SOMETIMES WE ARE TIED DOWN. . .

Sometimes we are tied down by memories
and there are no scissors that could cut
through those tough threads.
Or ropes!

You see the bridge there by the House of Artists?
A few steps before that bridge
gendarmes shot a worker dead
who was walking in front of me.

I was only twenty at the time,
but whenever I pass the spot
the memory comes back to me.
It takes me by the hand and together we walk
to the little gate of the Jewish cemetery,
through which I had been running
from their rifles.

The years moved with unsure, tottering step
and I with them.
Years flying
till time stood still.

On another note, it’s an absolutely gorgeous day today here in Copenhagen so I think we need a more reflective picture above.

If any of you have been out and about with your cameras and have taken a nice summery shot of the city, please send it this way!

William Bronk

Once, a few years ago, I was sat outside a London pub having a beer with a friend.

Across the road was a big secondhand bookshop.

After a while I wandered over and had a browse.

In the poetry section I found a collection by William Bronk. I’d never heard of him but the description on the back, and a quick glance inside, was enough to convince me to buy it.

Later, having put the book on my shelf and largely forgotten about it, I read an obituary of Bronk in an English newspaper which described him as a kind of solitary figure prone to wandering around New York seeking inspiration.

At least, that’s what I think I read. At the time I was very into the idea of solitary genius poets.

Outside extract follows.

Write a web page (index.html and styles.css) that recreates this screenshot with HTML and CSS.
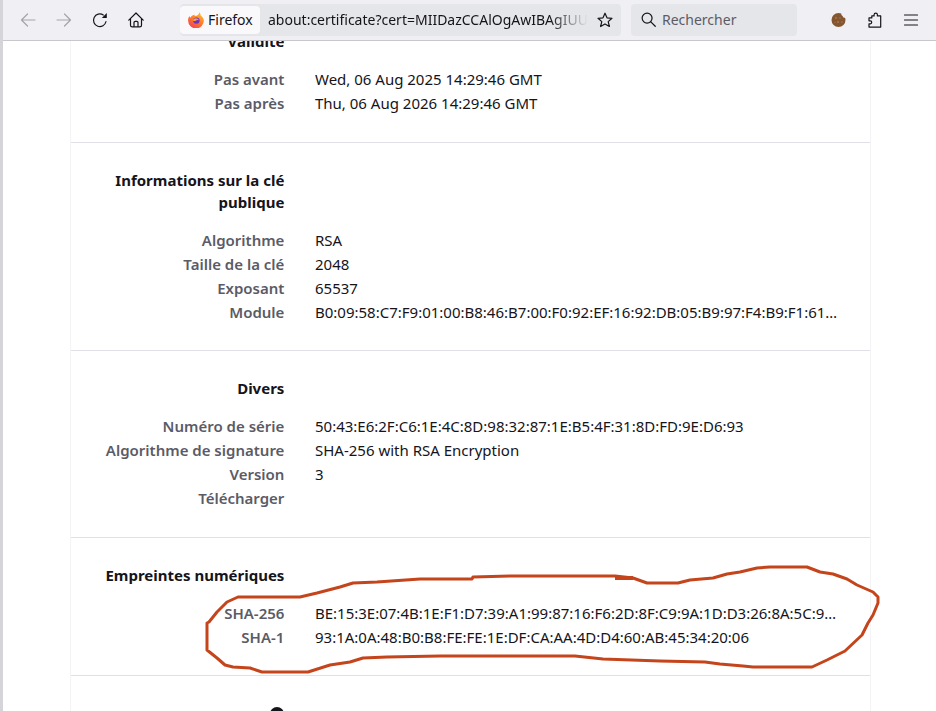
FILE: index.html
```html
<!DOCTYPE html>
<html lang="fr">
<head>
<meta charset="utf-8">
<title>Certificat</title>
<link rel="stylesheet" href="styles.css">
</head>
<body>
<div class="window">
  <header class="toolbar">
    <button class="tool tool-off" aria-label="Retour"><svg viewBox="0 0 16 16"><path d="M15 8H1.500M7.500 2 1.500 8l6 6"/></svg></button>
    <button class="tool tool-off" aria-label="Avancer"><svg viewBox="0 0 16 16"><path d="M1 8h13.500M8.500 2l6 6-6 6"/></svg></button>
    <button class="tool" aria-label="Actualiser"><svg viewBox="0 0 16 16"><path d="M14 9.500A6.300 6.300 0 1 1 11.300 3"/><path class="fill" d="M14.800 1v5H9.800z"/></svg></button>
    <button class="tool" aria-label="Accueil"><svg viewBox="0 0 16 16"><path d="M.8 8.200 8 1l7.200 7.200M2.500 6.800v6.400c0 1 .7 1.700 1.700 1.700h7.600c1 0 1.700-.7 1.700-1.700V6.800M6 14.800V10.500c0-.7.500-1.200 1.200-1.200h1.600c.7 0 1.200.5 1.200 1.200v4.300"/></svg></button>
    <div class="urlbar">
      <div class="chip">
        <svg class="fx" viewBox="0 0 16 16">
          <defs>
            <linearGradient id="fxg" x1="0.8" y1="0" x2="0.2" y2="1"><stop offset="0" stop-color="#ffc32b"/><stop offset=".5" stop-color="#ff7a2a"/><stop offset="1" stop-color="#f23c5e"/></linearGradient>
          </defs>
          <path fill="url(#fxg)" d="M11.200 0c1 1.200 1.500 2.300 1.500 3.400 1.200.9 3.100 2.500 3.200 5A7.900 7.900 0 0 1 .1 8.700C0 7 .5 5.200 1.500 4c.2.8.5 1.200 1 1.700C3.200 4 4.800 3 6.800 2.700c-.3.500-.3 1 0 1.300C9.200 3.800 11.300 2.300 11.200 0z"/>
          <circle cx="8.400" cy="8.600" r="3.200" fill="#7335b8"/>
          <path fill="#ffa02e" d="M5 8.400c1 .8 2.100.6 3.100 0 .9-.6 1.900-.6 2.700-.2-.5-1.200-1.600-1.900-2.800-1.900-1.500 0-2.800.9-3 2.100z"/>
        </svg>
        <span>Firefox</span>
      </div>
      <span class="url">about:certificate?cert=MIIDazCCAlOgAwIBAgIUU</span>
      <svg class="star" viewBox="0 0 16 16"><path d="M8 1.200 10 5.800l5 .5-3.800 3.300 1.200 4.900L8 11.900l-4.400 2.600 1.200-4.900L1 6.300l5-.5z"/></svg>
    </div>
    <div class="search">
      <svg viewBox="0 0 16 16"><circle cx="6.500" cy="6.500" r="5.300"/><path d="m10.500 10.500 4.700 4.700"/></svg>
      <span>Rechercher</span>
    </div>
    <div class="tools-right">
      <button class="tool" aria-label="Cookie"><svg class="cookie" viewBox="0 0 16 16"><path d="M7.500 1c1 0 1.900.2 2.800.6-.2 1.200.3 2.200 1.400 2.400 0 1.100.9 1.900 2.300 1.800.3.700.5 1.400.5 2.200a7 7 0 1 1-7-7z"/><circle class="crumb" cx="5" cy="6" r=".9"/><circle class="crumb" cx="9" cy="6" r=".8"/><circle class="crumb" cx="7" cy="10" r="1"/><circle class="crumb" cx="11" cy="10" r=".8"/><circle class="crumb" cx="4" cy="10.500" r=".6"/></svg></button>
      <button class="tool" aria-label="Extensions"><svg viewBox="0 0 16 16"><path d="M5.300 3.500h2.300V2.300c0-2 3.300-2 3.300 0v1.200h3.300v11.200H2.500v-3.300h1.300c1.900 0 1.900-3 0-3H2.500V5.500h2.800z" transform="translate(-.5 .4)"/></svg></button>
      <button class="tool" aria-label="Menu"><svg viewBox="0 0 16 16"><path d="M1.500 3h13M1.500 8h13M1.500 13h13"/></svg></button>
    </div>
  </header>

  <main class="viewport">
    <article class="card">
      <section class="section section-first">
        <h2 class="heading">Validité</h2>
        <div class="row"><span class="label">Pas avant</span><span class="value">Wed, 06 Aug 2025 14:29:46 GMT</span></div>
        <div class="row"><span class="label">Pas après</span><span class="value">Thu, 06 Aug 2026 14:29:46 GMT</span></div>
      </section>
      <section class="section">
        <h2 class="heading">Informations sur la clé publique</h2>
        <div class="row"><span class="label">Algorithme</span><span class="value">RSA</span></div>
        <div class="row"><span class="label">Taille de la clé</span><span class="value">2048</span></div>
        <div class="row"><span class="label">Exposant</span><span class="value">65537</span></div>
        <div class="row"><span class="label">Module</span><span class="value">B0:09:58:C7:F9:01:00:B8:46:B7:00:F0:92:EF:16:92:DB:05:B9:97:F4:B9:F1:61…</span></div>
      </section>
      <section class="section">
        <h2 class="heading">Divers</h2>
        <div class="row"><span class="label">Numéro de série</span><span class="value">50:43:E6:2F:C6:1E:4C:8D:98:32:87:1E:B5:4F:31:8D:FD:9E:D6:93</span></div>
        <div class="row"><span class="label">Algorithme de signature</span><span class="value">SHA-256 with RSA Encryption</span></div>
        <div class="row"><span class="label">Version</span><span class="value">3</span></div>
        <div class="row row-tall"><span class="label">Télécharger</span><span class="value"></span></div>
      </section>
      <section class="section">
        <h2 class="heading">Empreintes numériques</h2>
        <div class="row"><span class="label">SHA-256</span><span class="value">BE:15:3E:07:4B:1E:F1:D7:39:A1:99:87:16:F6:2D:8F:C9:9A:1D:D3:26:8A:5C:9…</span></div>
        <div class="row"><span class="label">SHA-1</span><span class="value">93:1A:0A:48:B0:B8:FE:FE:1E:DF:CA:AA:4D:D4:60:AB:45:34:20:06</span></div>
      </section>
      <section class="section section-last">
        <div class="dot-col"><span class="dot"></span></div>
      </section>
    </article>
    <svg class="scribble" viewBox="0 0 936 711" aria-hidden="true">
      <path d="M207 623 209 622 217 612 227 602 238 597H300L317 593 340 587 353 583 377 582 420 579H472L473 577 510 576H615L633 578 647 583H678L690 580 713 578 727 574 740 572 757 568 770 567H807L820 572 833 574 847 579 857 585 873 592 878 597V603L873 615 868 623 862 635 845 651 827 660 812 667H753L743 666 720 664 705 662 660 661 603 659 575 656H440L387 657 363 658 350 662 330 665 308 672H262L250 668 233 667 225 665 217 658 207 650z"/>
      <rect x="615" y="576" width="18" height="4"/>
    </svg>
  </main>
</div>
</body>
</html>
```

FILE: styles.css
```css
* { box-sizing: border-box; }

html, body {
  margin: 0;
  height: 100%;
  overflow: hidden;
  background: #fff;
}

body {
  font-family: "Noto Sans", sans-serif;
  color: #15141a;
}

.window {
  height: 711px;
  display: flex;
  flex-direction: column;
  border-left: 3px solid #a9a9b0;
  border-image: linear-gradient(to right, #d4d4d9 33%, #8f8f97 33%, #8f8f97 66%, #c4c4ca 66%) 1;
  position: relative;
}

/* Toolbar */
.toolbar {
  flex: 0 0 41px;
  display: flex;
  align-items: center;
  padding: 0 7px 1px 7px;
  background: #f0f0f4;
  border-bottom: 1px solid #c8c8cc;
}

.tool {
  width: 36px;
  height: 32px;
  padding: 0;
  border: 0;
  background: none;
  display: flex;
  align-items: center;
  justify-content: center;
}

.tool svg {
  width: 16px;
  height: 16px;
  fill: none;
  stroke: #15141a;
  stroke-width: 1.2;
  stroke-linejoin: round;
  stroke-linecap: round;
}

.tool svg .fill {
  fill: #15141a;
  stroke: none;
}

.tool-off svg { stroke: #a3a3a9; }

.urlbar {
  margin-left: 26px;
  width: 441px;
  height: 32px;
  display: flex;
  align-items: center;
  background: #e5e6e9;
  border-radius: 4px;
  overflow: hidden;
  font-size: 14px;
  position: relative;
}

.chip {
  flex: 0 0 80px;
  height: 28px;
  display: flex;
  align-items: center;
  gap: 4px;
  padding-left: 8px;
  background: #f9f9fb;
  border-radius: 4px;
}

.fx {
  width: 16px;
  height: 16px;
}

.url {
  margin-left: 8px;
  width: 320px;
  white-space: nowrap;
  overflow: hidden;
  -webkit-mask-image: linear-gradient(to right, #000 88%, transparent 100%);
  mask-image: linear-gradient(to right, #000 88%, transparent 100%);
}

.star {
  width: 16px;
  height: 16px;
  margin-left: 9px;
  fill: none;
  stroke: #15141a;
  stroke-width: 1.2;
  stroke-linejoin: round;
}

.search {
  margin-left: 10px;
  width: 166px;
  height: 32px;
  display: flex;
  align-items: center;
  gap: 6px;
  padding-left: 10px;
  background: #e5e6e9;
  border-radius: 4px;
  font-size: 14px;
  color: #5b5b66;
}

.search svg {
  width: 15px;
  height: 15px;
  fill: none;
  stroke: #15141a;
  stroke-width: 1.3;
  stroke-linecap: round;
}

.tools-right {
  margin-left: auto;
  display: flex;
}

.tool svg.cookie {
  stroke: none;
  fill: #85552f;
}

.tool svg.cookie .crumb { fill: #a67a52; }

/* Page */
.viewport {
  flex: 1;
  min-height: 0;
  overflow: hidden;
  padding-left: 67px;
}

.card {
  width: 801px;
  margin-top: -37px;
  border-left: 1px solid #f4f4f6;
  border-right: 1px solid #f4f4f6;
}

.section {
  padding: 26px 0 26px;
  border-bottom: 1px solid #e0e0e6;
  font-size: 15px;
}

.section-first { padding-bottom: 27px; }

.heading {
  width: 213.4px;
  margin: 0 0 15px;
  padding-left: 15px;
  font-size: 15px;
  line-height: 22px;
  font-weight: 700;
  text-align: right;
}

.row {
  display: flex;
  gap: 30.6px;
  height: 24px;
  line-height: 24px;
}

.row-tall { height: 25px; }

.label {
  flex: 0 0 213.4px;
  font-weight: 600;
  text-align: right;
  color: #5b5b66;
  white-space: nowrap;
}

.value {
  white-space: nowrap;
}

.section-last {
  border-bottom: 0;
  padding-top: 31px;
}

.dot-col {
  width: 213px;
  display: flex;
  justify-content: flex-end;
}

.dot {
  width: 14px;
  height: 14px;
  border-radius: 50%;
  background: #15141a;
}

/* Hand-drawn annotation over the page */
.scribble {
  position: absolute;
  left: 0;
  top: 0;
  width: 936px;
  height: 711px;
  margin-left: -3px;
  pointer-events: none;
}

.scribble path {
  fill: none;
  stroke: #c4451b;
  stroke-width: 3;
  stroke-linejoin: round;
}

.scribble rect { fill: #c4451b; }
```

Anyway, here is one of his poems:

What we are

What we are? We say we want to become
what we are or what we have an intent to be.
We read the possibilities, or try.
We get to some. We think we know how to read.
We recognize a word, here and there,
a syllable: male, it says perhaps,
or female, talent — look what you could do

or love, it says, love is what we mean.
Being at any cost: in the end, the cost
is terrible but so is the lure to us.
We see it move and shine and swallow it.
We say we are and this is what we are
as to say we should be and this is what to be
and this is how. But, oh, it isn’t so.